Former school in Cumbria, England

Workington County Technical and Secondary School was a secondary school in Workington, Cumbria, England, from 1912 to 1984.

It opened on 17 September 1912. At that time it was situated to the north of Vulcans Park, on the site now occupied by the hospital. The first principal was G.H. Woolatt Ph.D FIC., known as Dr. Woolatt. At the opening ceremony he spoke of his plan to divide the school into day secondary and trades departments.
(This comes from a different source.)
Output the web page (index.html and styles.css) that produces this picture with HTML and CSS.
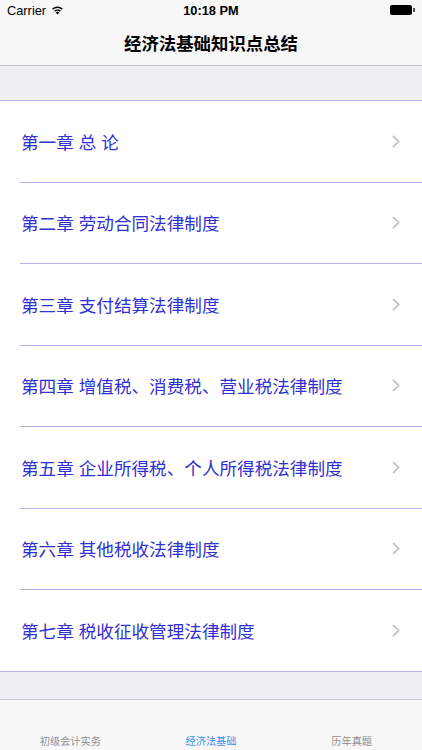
FILE: index.html
```html
<!DOCTYPE html>
<html lang="zh-CN">
<head>
  <meta charset="UTF-8" />
  <meta name="viewport" content="width=device-width, initial-scale=1.0" />
  <title>经济法基础知识点总结</title>
  <link rel="stylesheet" href="styles.css">
</head>
<body>
  <div class="screen">
    <div class="status-bar">
      <div class="carrier">
        Carrier
        <svg class="wifi" width="13" height="10" viewBox="0 0 12 9">
          <path d="M6 8.6L7.6 6.9a2.3 2.3 0 0 0-3.2 0z" fill="#000"/>
          <path d="M2.9 5.3a4.4 4.4 0 0 1 6.2 0l-.9.9a3.1 3.1 0 0 0-4.4 0z" fill="#000"/>
          <path d="M1 3.4a7.1 7.1 0 0 1 10 0l-.9.9a5.8 5.8 0 0 0-8.2 0z" fill="#000"/>
        </svg>
      </div>
      <div class="time">10:18 PM</div>
      <div class="battery"><span class="battery-body"></span><span class="battery-nub"></span></div>
    </div>

    <header class="nav-bar">
      <h1>经济法基础知识点总结</h1>
    </header>

    <div class="section-gap"></div>

    <ul class="chapters">
      <li><span class="title">第一章 总 论</span><svg class="chevron" width="8" height="13" viewBox="0 0 8 13"><path d="M1 1l5.8 5.5L1 12"/></svg></li>
      <li><span class="title">第二章 劳动合同法律制度</span><svg class="chevron" width="8" height="13" viewBox="0 0 8 13"><path d="M1 1l5.8 5.5L1 12"/></svg></li>
      <li><span class="title">第三章 支付结算法律制度</span><svg class="chevron" width="8" height="13" viewBox="0 0 8 13"><path d="M1 1l5.8 5.5L1 12"/></svg></li>
      <li><span class="title">第四章 增值税、消费税、营业税法律制度</span><svg class="chevron" width="8" height="13" viewBox="0 0 8 13"><path d="M1 1l5.8 5.5L1 12"/></svg></li>
      <li><span class="title">第五章 企业所得税、个人所得税法律制度</span><svg class="chevron" width="8" height="13" viewBox="0 0 8 13"><path d="M1 1l5.8 5.5L1 12"/></svg></li>
      <li><span class="title">第六章 其他税收法律制度</span><svg class="chevron" width="8" height="13" viewBox="0 0 8 13"><path d="M1 1l5.8 5.5L1 12"/></svg></li>
      <li><span class="title">第七章 税收征收管理法律制度</span><svg class="chevron" width="8" height="13" viewBox="0 0 8 13"><path d="M1 1l5.8 5.5L1 12"/></svg></li>
    </ul>

    <div class="footer-gap"></div>

    <nav class="tab-bar">
      <div class="tab">初级会计实务</div>
      <div class="tab active">经济法基础</div>
      <div class="tab">历年真题</div>
    </nav>
  </div>
</body>
</html>
```

FILE: styles.css
```css
body {
  margin: 0;
  font-family: "Liberation Sans", "Noto Sans CJK SC", sans-serif;
  background-color: #efeff4;
}
.screen {
  height: 750px;
  display: flex;
  flex-direction: column;
  overflow: hidden;
}
.status-bar {
  height: 20px;
  background-color: #f7f7f7;
  display: flex;
  align-items: center;
  justify-content: space-between;
  padding: 0 7px;
  font-size: 12.8px;
  color: #000;
}
.carrier {
  width: 100px;
  display: flex;
  align-items: center;
  gap: 5px;
}
.time {
  font-weight: bold;
  font-size: 12.8px;
}
.battery {
  width: 100px;
  display: flex;
  justify-content: flex-end;
  align-items: center;
}
.battery-body {
  width: 22px;
  height: 10px;
  background-color: #000;
  border-radius: 2px;
}
.battery-nub {
  width: 1.5px;
  height: 4px;
  background-color: #555;
  margin-left: 1px;
}
.nav-bar {
  height: 45px;
  background-color: #f7f7f7;
  border-bottom: 1px solid #c8c7cc;
  display: flex;
  align-items: center;
  justify-content: center;
}
.nav-bar h1 {
  margin: 0;
  font-family: "Noto Sans CJK SC", sans-serif;
  font-size: 17.4px;
  font-weight: bold;
  color: #000;
}
.section-gap {
  height: 34px;
}
.chapters {
  list-style: none;
  margin: 0;
  padding: 0;
  background-color: #fff;
  border-top: 1px solid #b4b4ec;
  border-bottom: 1px solid #b4b4ec;
}
.chapters li {
  height: 80.5px;
  margin-left: 20px;
  padding: 0 22px 0 1px;
  border-bottom: 1px solid #b4b4ec;
  display: flex;
  align-items: center;
  justify-content: space-between;
}
.chapters li:last-child {
  border-bottom: none;
}
.title {
  font-family: "Noto Sans CJK SC", sans-serif;
  font-size: 17.6px;
  color: #3030d4;
  word-spacing: 1px;
}
.chevron path {
  fill: none;
  stroke: #c4c4ca;
  stroke-width: 1.8;
}
.footer-gap {
  flex: 1;
}
.tab-bar {
  height: 50px;
  flex-shrink: 0;
  background-color: #f7f7f8;
  border-top: 1px solid #c8c7cc;
  display: flex;
}
.tab {
  flex: 1;
  display: flex;
  align-items: flex-end;
  justify-content: center;
  padding-bottom: 2px;
  font-family: "Noto Sans CJK SC", sans-serif;
  font-size: 10.2px;
  color: #8e8e93;
}
.tab.active {
  color: #3b8ff0;
}
```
An advertisement in Nature in 1916 shows the school advertising for a principal assistant in the technical department, which comprised "(1) a Junior Technical School; (2) Day Apprentice Classes; (3) the usual Evening Classes".

The town was immensely proud of its school and for many years it was referred to as 'The College'.

The Education Act of 1944 meant that from 1945 two establishments co-existed on the same Park Lane site:
the original college ("the Tech"); and the newly created Grammar School ("Workington Grammar School").

The opening of a totally new Grammar School building, at Stainburn in September 1954, meant development of the Workington Technical College could continue to take place on the original site.

Speaking on the occasion of the school's 50th anniversary, Grammar School headmaster, E.H. Mander said, 'The foundation of the school originally was an act of faith, faith in the value of education, faith in the future of the local area centred in Workington, faith in the capacity of sons and daughters of local families to justify the new opportunity for the acquiring of learning and practical skills, and above all faith in the supremacy and triumph of the good and the best in life.' The speech is recorded in The Wyrkentonian, the Grammar School's magazine, golden jubilee edition.

The National Archives holds the archives of Workington County Technical and Secondary School from 1921 to 1935 and of The Cumberland Technical College, described as "formerly part of Workington County Technical and Secondary School", from 1938 to 1945.